Mężczyzna, który cenił modlitwę
Kończąc list do chrześcijan w Kolosach, Paweł napisał: „Przesyła wam pozdrowienia Epafras, który jest spośród was, niewolnik Chrystusa Jezusa, zawsze wytężający siły dla was w swoich modlitwach, abyście w końcu stanęli zupełni i niewzruszenie przekonani co do wszelkiej woli Bożej. Doprawdy, składam mu świadectwo, że zdobywa się na wielki wysiłek dla dobra waszego i tych w Laodycei oraz tych w Hierapolis” (Kolosan 4:12, 13).
Nawet kiedy Epafras był „współjeńcem” Pawła w Rzymie, myślał o swych ukochanych braciach w Kolosach, Laodycei i Hierapolis i modlił się za nich (Filemona 23). Dosłownie „walczył” o nich w modlitwie. Według uczonego D. Edmonda Hieberta użyte tutaj greckie słowo oznacza „wyczerpującą czynność wykonywaną z poświęceniem”, coś, co przypomina psychiczne „męczarnie”, jakie znosił Jezus podczas modlitwy w ogrodzie Getsemani (Łukasza 22:44). Epafras gorąco pragnął, by jego duchowi bracia i siostry osiągnęli dojrzałość chrześcijańską i zachowywali równowagę. Jakimże błogosławieństwem dla zborów musiał być brat o takim usposobieniu duchowym!
Skoro Epafrasa nazywano „umiłowanym współniewolnikiem”, bez wątpienia zyskał on sobie sympatię współchrześcijan (Kolosan 1:7). Wszyscy członkowie zboru powinni okazywać drugim miłość i serdeczność i stosownie do swych warunków poświęcać im czas i siły. Warto zwrócić uwagę na przykład na pomaganie chorym, starszym wiekiem czy innym osobom mającym szczególne potrzeby. Można też wykonywać jakieś zadania w zborze lub uczestniczyć w teokratycznych przedsięwzięciach budowlanych.

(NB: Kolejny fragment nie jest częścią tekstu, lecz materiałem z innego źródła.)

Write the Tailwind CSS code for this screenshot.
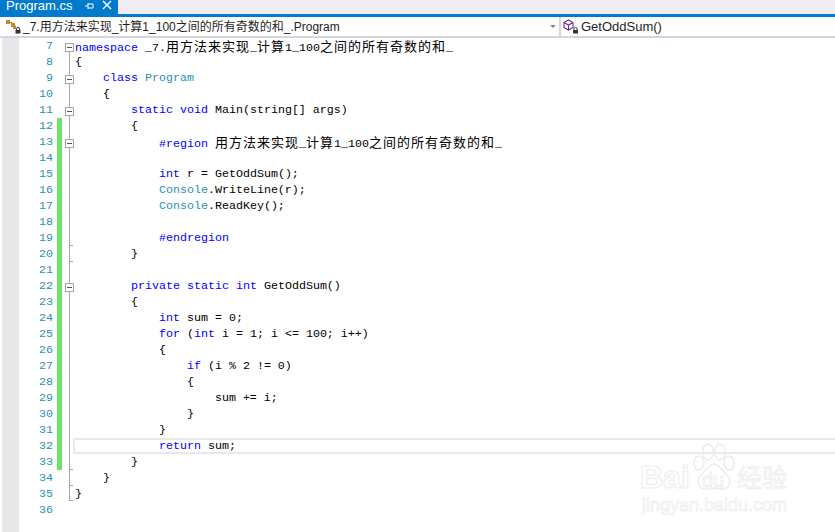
<!DOCTYPE html>
<html>
  <head>
    <meta charset="UTF-8" />
    <meta name="viewport" content="width=device-width, initial-scale=1.0" />
    <script src="https://cdn.jsdelivr.net/npm/@tailwindcss/browser@4"></script>
  </head>

  <body class="w-[835px] h-[532px] overflow-hidden bg-white relative font-['Liberation_Sans','Noto_Sans_CJK_SC',sans-serif]">
    <!-- tab strip -->
    <div class="h-[14px] bg-[#eeeef2] flex">
      <div class="w-[118px] h-[14px] bg-[#007acc] text-white text-[13px] leading-[12px] pl-[6px] flex items-start overflow-hidden">
        <span class="w-[78px]">Program.cs</span>
        <svg class="mt-[1px]" width="10" height="10" viewBox="0 0 10 10" fill="none" stroke="white"><path d="M1 5h3M4 2v6M4 3h5M4 7h5M9 3v4" /></svg>
        <svg class="ml-[8px]" width="10" height="10" viewBox="0 0 10 10" fill="none" stroke="white" stroke-width="1.4"><path d="M1 1l8 8M9 1l-8 8" /></svg>
      </div>
    </div>
    <div class="h-[3px] bg-[#007acc]"></div>

    <!-- navigation bar -->
    <div class="h-[21px] flex bg-white border-b-[2px] border-[#d3d6e0] text-[#1e1e1e]">
      <div class="w-[561px] pl-[5px] flex items-center relative border-r-[2px] border-[#d3d6e0] text-[12px]">
        <svg width="18" height="15" viewBox="0 0 18 15"><path d="M3 3.500h4v3h3v2" fill="none" stroke="#8a6d3b" stroke-width="1" /><rect x="1" y="1" width="4" height="4" fill="#c8872e" /><rect x="6" y="4" width="4" height="4" fill="#c8872e" /><rect x="8" y="7" width="3" height="3" fill="#c8872e" /><path d="M11.500 11v-1.200a1.500 1.500 0 0 1 3 0V11" fill="none" stroke="#333" /><rect x="10.500" y="11" width="5" height="3.500" fill="#333" /></svg>
        <span class="leading-none">_7.用方法来实现_计算1_100之间的所有奇数的和_.Program</span>
        <span class="absolute right-[3px] top-[8px] size-0 border-x-[3px] border-t-[3px] border-x-transparent border-t-[#8a8a8a]"></span>
      </div>
      <div class="flex-1 pl-[2px] flex items-center text-[13px]">
        <svg width="17" height="15" viewBox="0 0 17 15"><path d="M5.500 1l4.500 2.500v5L5.500 11 1 8.500v-5zM1 3.500l4.500 2.500L10 3.500M5.500 6v5" fill="none" stroke="#652d90" stroke-width="1.100" /><path d="M11 11v-1.200a1.500 1.500 0 0 1 3 0V11" fill="none" stroke="#333" /><rect x="10" y="11" width="5" height="3.500" fill="#333" /></svg>
        <span class="ml-[1px] leading-none">GetOddSum()</span>
      </div>
    </div>

    <!-- editor -->
    <div class="flex h-[494px]">
      <div class="w-[2px]"></div>
      <div class="w-[17px] bg-[#e6e7e8]"></div>
      <div id="editor" class="flex-1 font-['Liberation_Mono','Noto_Sans_CJK_SC',monospace] text-[11.67px] leading-[16px] text-black"></div>
    </div>

    <!-- watermark -->
    <div class="absolute left-[640px] top-[442px] w-[190px] h-[80px]">
      <svg class="absolute left-[52px] top-[1px]" width="44" height="48" viewBox="0 0 44 48" fill="none" stroke="#ececec" stroke-width="1.500">
        <ellipse cx="7" cy="20" rx="5" ry="7" />
        <ellipse cx="16" cy="9" rx="5.500" ry="8" />
        <ellipse cx="28" cy="9" rx="5.500" ry="8" />
        <ellipse cx="37" cy="20" rx="5" ry="7" />
        <path d="M22 21c-5 0-8 6-13 11-5 5-3 15 6 14 5-1 9-1 14 0 9 1 11-9 6-14-5-5-8-11-13-11z" />
      </svg>
      <span class="absolute left-[0px] top-[18px] text-[32px] leading-[34px] font-bold text-white [-webkit-text-stroke:1px_#ececec]">Bai</span>
      <span class="absolute left-[62px] top-[30px] text-[20px] leading-[16px] text-white [-webkit-text-stroke:0.800px_#ececec]">du</span>
      <span class="absolute left-[97px] top-[19px] text-[25px] leading-[30px] text-white font-['Noto_Sans_CJK_SC',sans-serif] [-webkit-text-stroke:0.800px_#ececec]">经验</span>
      <span class="absolute left-[2px] top-[52px] text-[18px] leading-[22px] text-white [-webkit-text-stroke:0.700px_#ececec]">jingyan.baidu.com</span>
    </div>

    <script>
      const KW = "text-[#0000ff]";
      const TYPE = "text-[#2b91af]";
      const CJK = "font-['Noto_Sans_CJK_SC',sans-serif] text-[13px] tracking-[1px]";

      const title = [
        ["用方法来实现", CJK], ["_"], ["计算", CJK], ["1_100"], ["之间的所有奇数的和", CJK], ["_"],
      ];

      // number, fold mark, changed, tokens
      const lines = [
        [7, "first", 0, [["namespace", KW], [" _7."], ...title]],
        [8, "", 0, [["{"]]],
        [9, "box", 0, [["    "], ["class", KW], [" "], ["Program", TYPE]]],
        [10, "", 0, [["    {"]]],
        [11, "box", 0, [["        "], ["static", KW], [" "], ["void", KW], [" Main(string[] args)"]]],
        [12, "", 1, [["        {"]]],
        [13, "box", 1, [["            "], ["#region", KW], [" "], ...title]],
        [14, "", 1, []],
        [15, "", 1, [["            "], ["int", KW], [" r = GetOddSum();"]]],
        [16, "", 1, [["            "], ["Console", TYPE], [".WriteLine(r);"]]],
        [17, "", 1, [["            "], ["Console", TYPE], [".ReadKey();"]]],
        [18, "", 1, []],
        [19, "tick", 1, [["            "], ["#endregion", KW]]],
        [20, "tick", 1, [["        }"]]],
        [21, "", 1, []],
        [22, "box", 1, [["        "], ["private", KW], [" "], ["static", KW], [" "], ["int", KW], [" GetOddSum()"]]],
        [23, "", 1, [["        {"]]],
        [24, "", 1, [["            "], ["int", KW], [" sum = 0;"]]],
        [25, "", 1, [["            "], ["for", KW], [" ("], ["int", KW], [" i = 1; i <= 100; i++)"]]],
        [26, "", 1, [["            {"]]],
        [27, "", 1, [["                "], ["if", KW], [" (i % 2 != 0)"]]],
        [28, "", 1, [["                {"]]],
        [29, "", 1, [["                    sum += i;"]]],
        [30, "", 1, [["                }"]]],
        [31, "", 1, [["            }"]]],
        [32, "", 1, [["            "], ["return", KW], [" sum;"]]],
        [33, "tick", 1, [["        }"]]],
        [34, "tick", 0, [["    }"]]],
        [35, "end", 0, [["}"]]],
        [36, "none", 0, []],
      ];

      const guide = {
        first: "absolute left-[7px] top-[5px] h-[11px] w-[1px] bg-[#a5a5a5]",
        full: "absolute left-[7px] top-0 h-[16px] w-[1px] bg-[#a5a5a5]",
        end: "absolute left-[7px] top-0 h-[15px] w-[1px] bg-[#a5a5a5]",
      };
      const box = `<div class="absolute left-[3px] top-[5px] size-[9px] bg-white border border-[#a5a5a5]"><div class="absolute left-[1px] top-[3px] w-[5px] h-[1px] bg-[#555555]"></div></div>`;
      const tick = `<div class="absolute left-[7px] bottom-0 w-[4px] h-[1px] bg-[#a5a5a5]"></div>`;
      const endTick = `<div class="absolute left-[7px] top-[14px] w-[4px] h-[1px] bg-[#a5a5a5]"></div>`;

      const html = lines.map(([num, fold, changed, tokens]) => {
        let foldHtml = "";
        if (fold === "first") foldHtml = `<div class="${guide.first}"></div>${box}`;
        else if (fold === "end") foldHtml = `<div class="${guide.end}"></div>${endTick}`;
        else if (fold !== "none") {
          foldHtml = `<div class="${guide.full}"></div>`;
          if (fold === "box") foldHtml += box;
          if (fold === "tick") foldHtml += tick;
        }

        const code = tokens
          .map(([text, cls]) => `<span class="relative ${cls || ""}">${text.replace(/</g, "&lt;")}</span>`)
          .join("");
        const highlight = num === 32
          ? `<div class="absolute left-[-2px] right-[-4px] top-0 h-[16px] border-2 border-[#e8e8ee]"></div>`
          : "";
        return `<div class="flex h-[16px]">
          <div class="w-[34px] text-right text-[#2b91af]">${num}</div>
          <div class="w-[5px] ml-[4px] ${changed ? "bg-[#6ce26c]" : ""}"></div>
          <div class="w-[13px] relative">${foldHtml}</div>
          <div class="flex-1 whitespace-pre relative">${highlight}${code}</div>
        </div>`;
      });
      document.getElementById("editor").innerHTML = html.join("");
    </script>
  </body>
</html>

Modlenie się za drugich, jak to czynił Epafras, stanowi formę świętej służby dostępną dla każdego. Takie modlitwy dają sposobność do wyrażania troski o czcicieli Jehowy wystawionych na niebezpieczeństwa natury duchowej lub fizycznej. Wytężając siły w tej dziedzinie, będziemy przypominać Epafrasa. Każdy z nas może mieć ten radosny przywilej i być „umiłowanym współniewolnikiem” w rodzinie wiernych sług Jehowy.